There are varying opinions about the most effective way to get information from someone in an interview. Any TV viewer is aware of good cop/bad cop, the idea that threatening someone will permit a gentler interviewer to gather information.
The TV show “24” advanced the theory that torture is an effective means to get information, though that is clearly not an option for a compliance interview.
Even if torture were legal, it isn’t the approach I would embrace. I am quite committed to a combination of kindness, building trust, and careful listening as an interview strategy. But there are some legal realities that have the potential to derail that approach.

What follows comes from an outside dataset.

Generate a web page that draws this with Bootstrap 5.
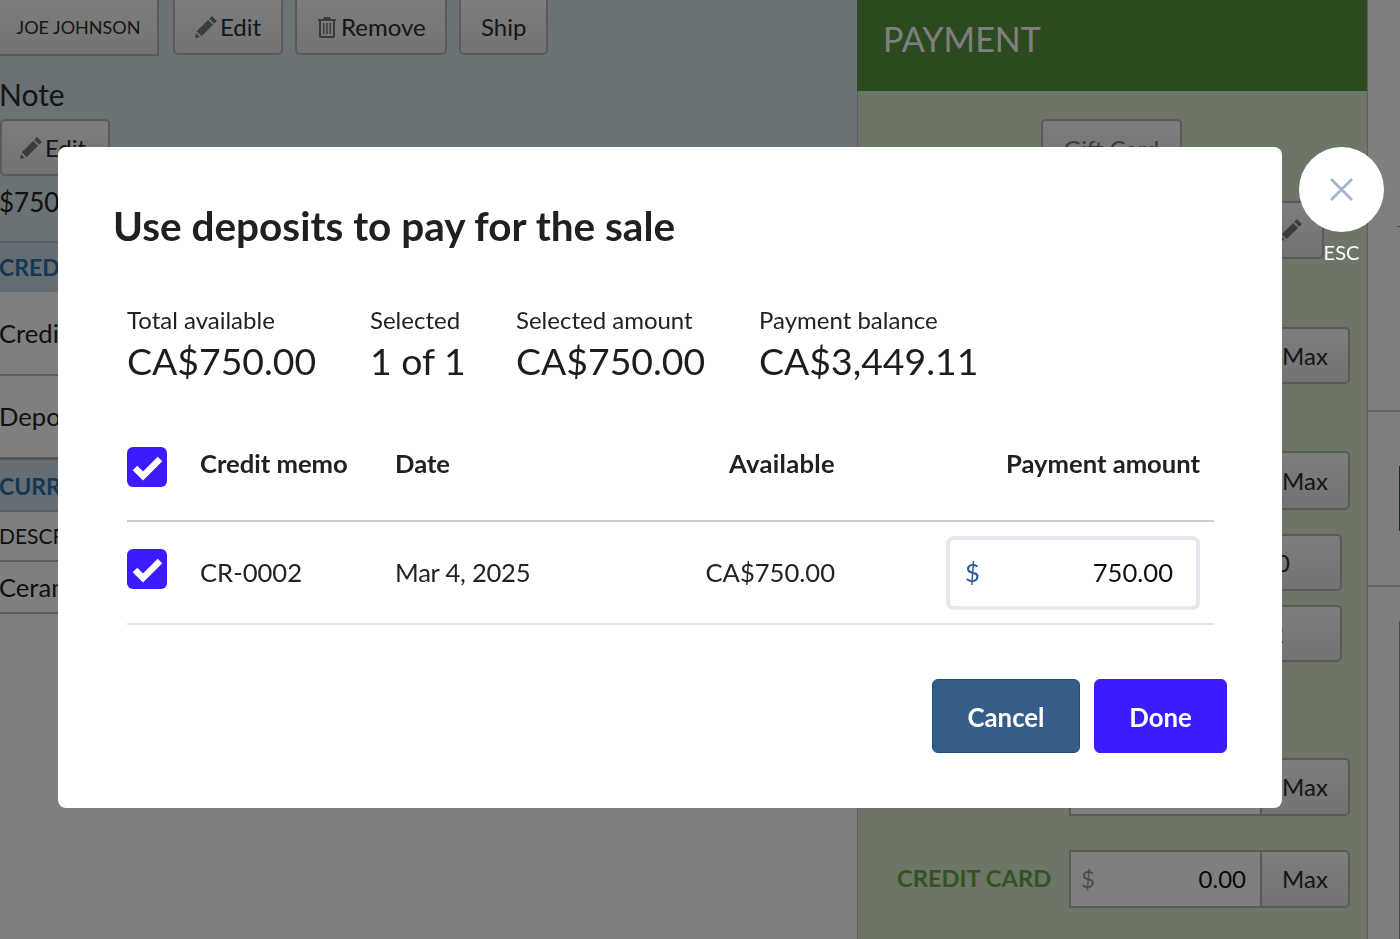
<!DOCTYPE html>
<html lang="en">
<head>
<meta charset="utf-8">
<title>Use deposits</title>
<link rel="stylesheet" href="https://cdn.jsdelivr.net/npm/bootstrap@5.3.0/dist/css/bootstrap.min.css">
<style>
html,body{height:939px;overflow:hidden}
body{font-family:"Lato","Liberation Sans",sans-serif;color:#222;background:#fff}
.pg{display:flex;height:939px;overflow:hidden}
.lft{width:857px;flex:none;display:flex;flex-direction:column}
.lft-top{background:#d6e4ea;height:243px;flex:none;border-bottom:2px solid #bbb}
.tbtns{display:flex;gap:12px;align-items:flex-start;height:76px}
.gbtn{background:linear-gradient(#fbfbfb,#e6e6e6);border:2px solid #b4b4b4;border-radius:5px;color:#2c2c2c;font-size:24px;line-height:28px;padding:0 20px;display:inline-flex;align-items:center;gap:3px;white-space:nowrap}
.tbtns .gbtn{height:55px;border-top:0;border-top-left-radius:0;border-top-right-radius:0}
.tbtns .gbtn.cust{width:159px;height:56px;border-radius:0;border-left:0;font-size:18px;justify-content:center;padding:0;margin-right:2px}
.tbtns .we{width:110px}
.tbtns .wr{width:152px}
.tbtns .ws{width:89px}
.gbtn svg{fill:#777;flex:none}
.wr svg{margin-right:1px}
.nt{font-size:30px;line-height:36px;margin:0 0 0 -1px;height:43px;color:#2a2a2a}
.lft-top .gbtn.edt{height:57px;width:110px;padding:0 0 0 18px}
.amt{font-size:26px;line-height:34px;margin:9px 0 0 -1px}
.hdrow{background:#c9dbe8;color:#2f6ea9;font-weight:700;font-size:23px;display:flex;align-items:center;padding-bottom:1px;text-indent:-1px}
.r1{height:49px}
.rw{font-size:25.6px;display:flex;align-items:center;border-bottom:2px solid #bbb;color:#222;text-indent:-1px}
.r2{height:84px}
.r3{height:84px;border-bottom:3px solid #aaa}
.r4{height:52px;border-bottom:2px solid #bbb;padding:2px 0 0}
.r5{height:50px;font-size:21px}
.r6{height:52px}
.rgt{width:511px;flex:none;background:#d8eacc;border-left:1px solid #bbb;border-right:1px solid #bbb;display:flex;flex-direction:column}
.payh{background:#58943f;color:#fff;height:91px;font-size:34px;font-weight:400;display:flex;align-items:center;padding:0 0 13px 26px;flex:none;margin:0 0 0 -1px}
.payb{display:flex;flex-direction:column;align-items:flex-end;padding-right:17px}
.gft{width:141px;height:60px;margin:28px 168px 0 0;justify-content:center;color:#777}
.pen{width:66px;height:58px;margin:22px 26px 0 0;justify-content:flex-end;padding:0 20px}
.ig{display:flex;width:281px;height:58px}
.ig .fld{flex:1;background:#fff;border:2px solid #b4b4b4;border-right:0;display:flex;justify-content:space-between;align-items:center;font-size:24px;padding:0 14px 0 10px;color:#111}
.ig .fld span:first-child{color:#999}
.ig .gbtn{width:90px;justify-content:center;border-radius:0 5px 5px 0;padding:0}
.ig1{margin-top:68px;height:57px}
.ig2{margin-top:67px;height:59px}
.pl{width:100px;height:57px;margin-right:8px;justify-content:flex-end;padding:0 50px 0 0}
.pl1{margin-top:24px}
.pl2{margin-top:14px;padding-right:56px}
.ig3{margin-top:96px}
.ccr{display:flex;align-items:center;margin-top:34px;width:100%;justify-content:space-between;padding-left:39px}
.ccl{color:#66a945;font-weight:700;font-size:23.7px}
.far{flex:1;background:#fff;overflow:hidden;display:flex;flex-direction:column}
.far .rl{height:2px;background:#ccc;flex:none}
.rl1{margin-top:183px}
.rl2{margin-top:54px}
.tick{height:1px;width:3px;background:#999;margin:226px 0 0 auto;flex:none}
.sb1{height:65px;width:1px;background:#3d5c3d;margin:54px 0 0 auto;flex:none}
.sb2{height:319px;width:1px;background:#999;margin:34px 0 0 auto;flex:none}
.modal-backdrop.dim{opacity:.5}
.mdl{display:block;overflow:visible}
.dlg{width:1224px;max-width:none;margin:147px 0 0 58px;position:relative}
.dlg .modal-content{border:0;border-radius:8px;height:661px;padding:54px 55px 0 55px;color:#1d1d1f}
.ttl{font-size:40.5px;line-height:50px;font-weight:700;margin:0;color:#1f2021;height:50px}
.sts{display:flex;margin:51px 0 0 14px;height:84px}
.st{flex:none}
.st1,.st3{width:243px}
.st2{width:146px}
.st div:first-child{font-size:24px;line-height:36px;color:#222}
.st div:last-child{font-size:37.4px;line-height:46px;color:#1d1d1f}
.tb{margin:41px 0 0 14px;width:1087px;table-layout:fixed;border-collapse:collapse;font-size:25.6px}
.tb th{font-weight:700;font-size:25.6px;height:94px;border-bottom:2px solid #ccccd2;padding:17px 0 0;vertical-align:top;color:#202124}
.tb td{height:103px;border-bottom:2px solid #e5e5ea;padding:0;vertical-align:middle;color:#222}
.cbx{display:block;width:40px;height:40px;border-radius:6px;background:#3a1cff}
.tb th .cbx{margin-top:3px}
.tb td .cbx{margin-top:-8px}
.tb .dtc{letter-spacing:-.25px}
.tb .avl{letter-spacing:.3px}
.pah{display:block;margin-right:14px}
.amtin{width:254px;height:74px;border:4px solid #e6e6ec;border-radius:8px;display:flex;justify-content:space-between;align-items:center;padding:0 23px 0 15px;margin-left:auto;margin-right:14px;color:#111}
.amtin span:first-child{color:#2b5a94}
.acts{display:flex;justify-content:flex-end;gap:14px;margin:54px 0 0}
.acts .btn{height:74px;font-size:25.8px;font-weight:700;border-radius:6px;color:#fff;padding-top:8px}
.cnl{width:148px;background:#365d87;border:1px solid #1e4d7b}
.dn{width:133px;background:#3a1cff;border:1px solid #3a1cff}
.clsx{position:absolute;left:1241px;top:0;width:85px;height:85px;border-radius:50%;background:#fff;border:0;display:flex;align-items:center;justify-content:center;padding:0}
.esc{position:absolute;left:1241px;width:85px;top:91px;text-align:center;color:#fff;font-size:20px;line-height:28px}
</style>
</head>
<body>
<div class="pg">
  <div class="lft">
    <div class="lft-top">
      <div class="tbtns">
        <span class="gbtn cust">JOE JOHNSON</span>
        <span class="gbtn we"><svg width="22" height="24" viewBox="1 0 20 22"><path d="M16.500 1l4.500 4.500-2.500 2.500L14 3.500zM13 4.500L17.500 9 7 19.500 2.500 15zM1.800 16.500l3.700 3.700L1 21z"/></svg>Edit</span>
        <span class="gbtn wr"><svg width="20" height="24" viewBox="0 0 20 22"><path d="M7 1h6l1 2h5v2h-1v15a2 2 0 0 1-2 2H4a2 2 0 0 1-2-2V5H1V3h5zM4 5v15h12V5zM6 7h1.500v11H6zm3.200 0h1.500v11H9.200zm3.300 0H14v11h-1.500z"/></svg>Remove</span>
        <span class="gbtn ws">Ship</span>
      </div>
      <p class="nt">Note</p>
      <span class="gbtn edt"><svg width="22" height="24" viewBox="1 0 20 22"><path d="M16.500 1l4.500 4.500-2.500 2.500L14 3.500zM13 4.500L17.500 9 7 19.500 2.500 15zM1.800 16.500l3.700 3.700L1 21z"/></svg>Edit</span>
      <div class="amt">$750.00</div>
    </div>
    <div class="hdrow r1">CREDIT</div>
    <div class="rw r2">Credit memo</div>
    <div class="rw r3">Deposit</div>
    <div class="hdrow r4">CURRENT</div>
    <div class="rw r5">DESCRIPTION</div>
    <div class="rw r6">Ceramic</div>
  </div>
  <div class="rgt">
    <h2 class="payh">PAYMENT</h2>
    <div class="payb">
      <span class="gbtn gft">Gift Card</span>
      <span class="gbtn pen"><svg width="22" height="24" viewBox="1 0 20 22"><path d="M16.500 1l4.500 4.500-2.500 2.500L14 3.500zM13 4.500L17.500 9 7 19.500 2.500 15zM1.800 16.500l3.700 3.700L1 21z"/></svg></span>
      <div class="ig ig1"><div class="fld"></div><span class="gbtn">Max</span></div>
      <div class="ig ig2"><div class="fld"></div><span class="gbtn">Max</span></div>
      <span class="gbtn pl pl1">0</span>
      <span class="gbtn pl pl2">2</span>
      <div class="ig ig3"><div class="fld"></div><span class="gbtn">Max</span></div>
      <div class="ccr"><span class="ccl">CREDIT CARD</span><div class="ig"><div class="fld"><span>$</span><span>0.00</span></div><span class="gbtn">Max</span></div></div>
    </div>
  </div>
  <div class="far"><div class="tick"></div><div class="rl rl1"></div><div class="sb1"></div><div class="rl rl2"></div><div class="sb2"></div></div>
</div>
<div class="modal-backdrop show dim"></div>
<div class="modal show mdl">
  <div class="modal-dialog dlg">
    <div class="modal-content">
      <h1 class="ttl">Use deposits to pay for the sale</h1>
      <div class="sts">
        <div class="st st1"><div>Total available</div><div>CA$750.00</div></div>
        <div class="st st2"><div>Selected</div><div>1 of 1</div></div>
        <div class="st st3"><div>Selected amount</div><div>CA$750.00</div></div>
        <div class="st"><div>Payment balance</div><div>CA$3,449.11</div></div>
      </div>
      <table class="tb">
        <colgroup><col style="width:73px"><col style="width:195px"><col style="width:200px"><col style="width:240px"><col></colgroup>
        <thead><tr>
          <th><svg class="cbx" viewBox="0 0 40 40"><path d="M8 21l8 8L33 12" fill="none" stroke="#fff" stroke-width="6.500"/></svg></th>
          <th>Credit memo</th><th>Date</th><th class="text-end avl">Available</th><th class="text-end"><span class="pah">Payment amount</span></th>
        </tr></thead>
        <tbody><tr>
          <td><svg class="cbx" viewBox="0 0 40 40"><path d="M8 21l8 8L33 12" fill="none" stroke="#fff" stroke-width="6.500"/></svg></td>
          <td>CR-0002</td><td class="dtc">Mar 4, 2025</td><td class="text-end">CA$750.00</td>
          <td><div class="amtin"><span>$</span><span>750.00</span></div></td>
        </tr></tbody>
      </table>
      <div class="acts">
        <button type="button" class="btn cnl">Cancel</button>
        <button type="button" class="btn dn">Done</button>
      </div>
    </div>
    <button type="button" class="clsx" aria-label="Close"><svg width="26" height="26" viewBox="0 0 26 26"><path d="M2 2l21 21M23 2L2 23" stroke="#a3b5c9" stroke-width="2.800" fill="none"/></svg></button>
    <div class="esc">ESC</div>
  </div>
</div>
<script src="https://cdn.jsdelivr.net/npm/bootstrap@5.3.0/dist/js/bootstrap.bundle.min.js"></script>
</body>
</html>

If you do interviews, you need to know of the Supreme Court’s Upjohn decision. It held that employees need to understand that when they are talking to the company’s lawyer or an agent of the company’s lawyer, any attorney-client protection belongs solely to the company and the company has the right to waive the protection.
But the way you give that warning to the employee is going to set a tone for the interview. Even a well-delivered statement will often result in the employee asking, “Do I need to get my own lawyer?” because you are explaining that you don’t represent the employee. A poorly delivered warning can result in the employee refusing to do the interview, or, more likely, being evasive in their answers.
So how do you explain you aren’t the employee’s lawyer without spooking them?
I tend to approach interviews a bit differently based on whether I think the witness might be involved in any improper activity. When I’m quite confident the employee hasn’t engaged in the conduct I am investigating, I will open the interview by telling them that while nothing in life is certain, I am not aware of the slightest reason they should be concerned. I won’t lie, however, so I won’t say that if I am not quite confident.
Let’s assume that Chuck Buck is a lawyer at Monitor Monday health. Here is how I will give the Upjohn warning. “As you know, I’m a lawyer. My client is Monitor Monday. I want to explain what that means. When I said I was on my way here, I told my wife I was going to talk to a client. But that isn’t technically true, because my client is the company, not Chuck, or you or any other person.
Instead I represent the whole company, not any person. That has an implication on what people say to me. Everything that you, or Chuck, or anyone else says to me is privileged. It’s just that the company controls the privilege; I don’t, you don’t, and Chuck doesn’t.”
I think that makes the idea sound less scary, and far less personal.
Those of us doing compliance interviews have one advantage over law enforcement officials. Because of the 5th amendment, with the exception of licensing Boards, government people can’t compel you to talk. People can refuse an interview. But an employee who declines an interview with compliance can find themselves fired. While they aren’t legally required to participate in the interview, there are consequences for refusing. There are also consequences for being evasive.
Employees don’t have a right to counsel at one of these interviews, unless a union contract allows a union representative to participate. But I’m in favor of helping employees feel comfortable because it yields a more productive interview.
As long as the lawyer they bring doesn’t interrupt me, I am generally fine with their presence. The biggest caveat is I want to make sure our interests are aligned to increase the odds that the conversation remains privileged despite the presence of an outsider.
My strategy during an interview is to channel Stevie Nicks. The message I am sending is that “I can see we’re thinking about the same things. Baby, talk to me.” And with the right amount of charm and explanation, most employees will, in fact, provide you with the straight scoop.